While Depop resellers are considered a new internet villain, discussions surrounding ethics in second-hand fashion can be traced back to at least five years ago. In the r/Depop subreddit, a group created in August 2013 that has over 70,000, discussions about the ethics of reselling thrifted clothes have popped up every year since at least 2018 — the same year Instagram hit a milestone of 1 billion monthly users. The popularity of online selling has popularized many helpful discussions, like making second-hand shopping more accessible for plus-sized people or the harm of fast fashion. But fashion historian Cora Harrington tells Rolling Stone the most nonsensical online conversations are often the most popular because it’s easier for people to pile on common enemies than address what can seem like much larger problems in the fashion industry. 

“Especially in the last few years, there’s been an interesting tension between people encouraging folks to shop secondhand and people saying it’s not fair to poor people to shop from thrift stores. One myth is that thrift stores are going to somehow run out of clothes, if there are resellers buying too much, which doesn’t align at all with how much fashion is floating around out there,” Harrington says. “We wind up seeing very bizarre comparisons like when people compare Depop resellers to landlords, which is nonsensical. That’s how this discourse goes awry. 

Heyer adds that it’s easy for people to focus on Depop sellers because of their age and price points. Because users are able to set their own prices, internet trends can see an object priced far above its worth. 

“I find Depop tricky because a lot of people sell items for a lot more than they’re worth,” Heyer says. “With the Y2k trend, people are selling, like, a boys medium [t-shirt] for $55. And while I totally understand those sellers have to make money, I think Depop can be more about the aesthetic of vintage than the actual sustainable practice of thrifting itself.” 

Harrington says that online discourse is just that — online — and rarely escapes into the real world. Vintage shops have existed for decades, and there aren’t crowds of people picketing them across America. But she adds that this means that meaningful discussions, that could start on the internet and lead to real systemic change, can get left behind.

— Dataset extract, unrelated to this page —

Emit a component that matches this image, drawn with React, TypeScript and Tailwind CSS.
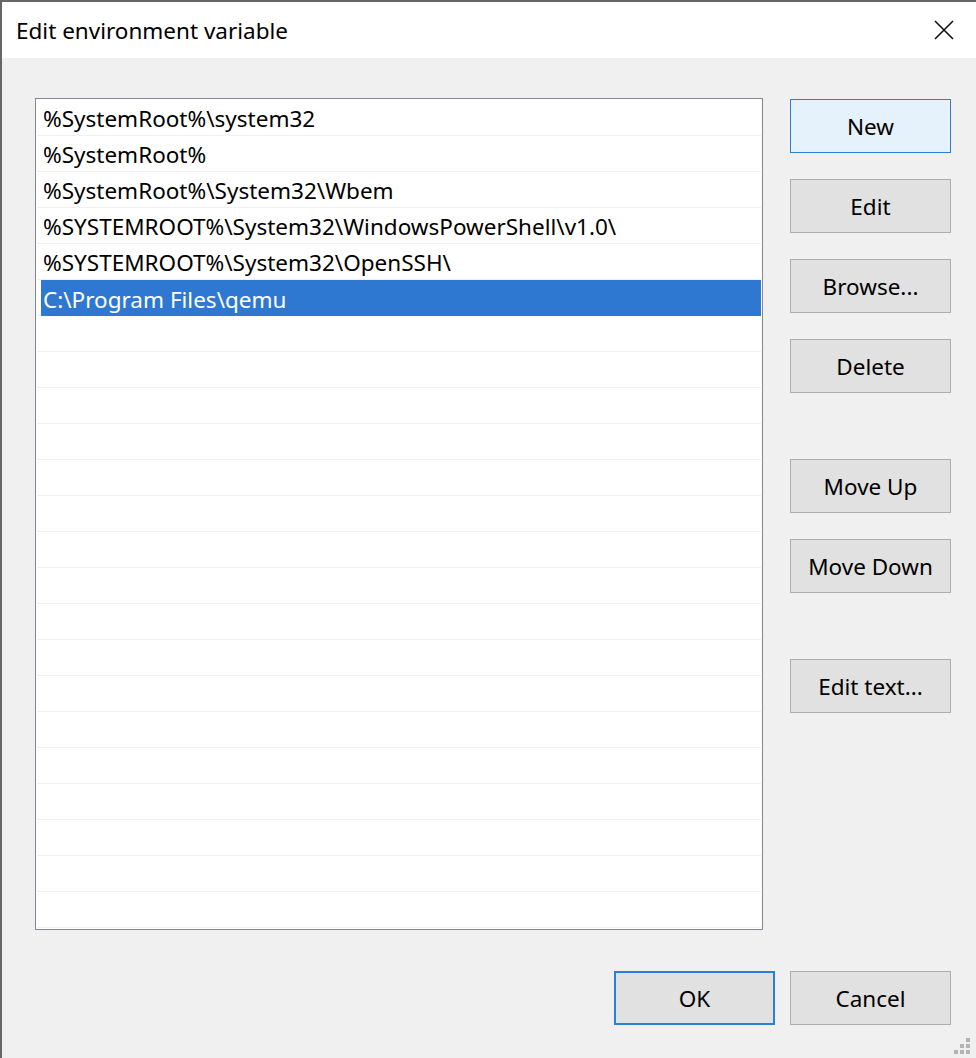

“Thrifting is not a new thing. People have been repurposing clothes, wearing clothes until they are completely worn out, transitioning clothing from outside wear to inside wear, and trading clothes between people forever,” Harrington says. “What’s also intriguing is when you take these same conversations offline, people who don’t spend a lot of time on social media are bewildered. There’s a lot less friction in real life around these topics.”

Depop is aware of this characterization, but the company says blaming their users for rising prices in thrift shops doesn’t acknowledge the work they do to source clothes — or the impact thrifting’s popularity could have on fashion waste.

“We believe fashion should be for everyone – and that includes secondhand,” Depop said in a statement to Rolling Stone. “Depop sellers are active contributors to the circular economy — they are often young, creative entrepreneurs from all walks of life, making a living and building a business from the ground up, while helping to make fashion circular by championing second-hand. Many upcycle secondhand pieces or create their own items using waste materials. Others commit considerable time and effort to finding, preparing, styling and merchandising items that could have a second life — often spending hours at a rag house, scouring the country for unique vintage finds, putting in the work to transform an old item into a new one, or styling it in a way that makes buyers see it in a new light.” 

And while Depop resellers have become villains online, the real problems in the fashion industry are getting more concerning than ever, author and sustainable fashion expert Aja Barber tells Rolling Stone.  Barber — who wrote the 2021 book Consumed, on how consumerism speeds up climate change — says that narratives about who should be allowed to thrift rely on an idea of perceived scarcity. But she notes that the same poverty debate used to critique resellers is often used by fast fashion supporters to justify the shaky ethics of the industry. 

“On the internet, we do tend to find a narrative and run with it, because it fits a comfortable pattern or path that we want to continue to exist in. But that doesn’t make it true or right,” Barber says. “In the fast fashion conversation for many years, it was if you critique fast fashion, you hate poor people. But that narrative completely erases the fact that the poorest people in the conversation are the garment workers, millions of [whom] make our clothing and aren’t paid fair wages. You’re using poor people as a scapegoat if you can’t see the poorest people in the equation.” 


Barber, Harrington, and Heyer all point to the popularity of sites like H&M and Shein as actively contributing to the acceleration of clothing production (and waste). In less than 10 years, Shein has gone from a $5 million valuation to close to $100 billion, according to Bloomberg, even among constant criticism for allegations of worker exploitation and the company’s negative impact on the environment. And Barber says as long as the discourse focuses on hypothetical internet villains, the real problems in the fashion industry will continue to go unchecked. 

“I genuinely think people do not understand the scale of stuff that is being produced by the fashion industry. If more people took an approach of being vocal with the people who have the most power, we could actually transform the industry,” Barber says. “But instead, we’re having the same conversation on Twitter every month. When you find out that a corporation has burned billions of dollars of stock, which they didn’t have to create in the first place, you should be more made about that than someone selling clothing on Depop. I want people to get more involved in a way that’s helpful. Instead of getting mad at individuals, get mad at the organizations that are trashing our planet. There is more than enough clothing to go around.”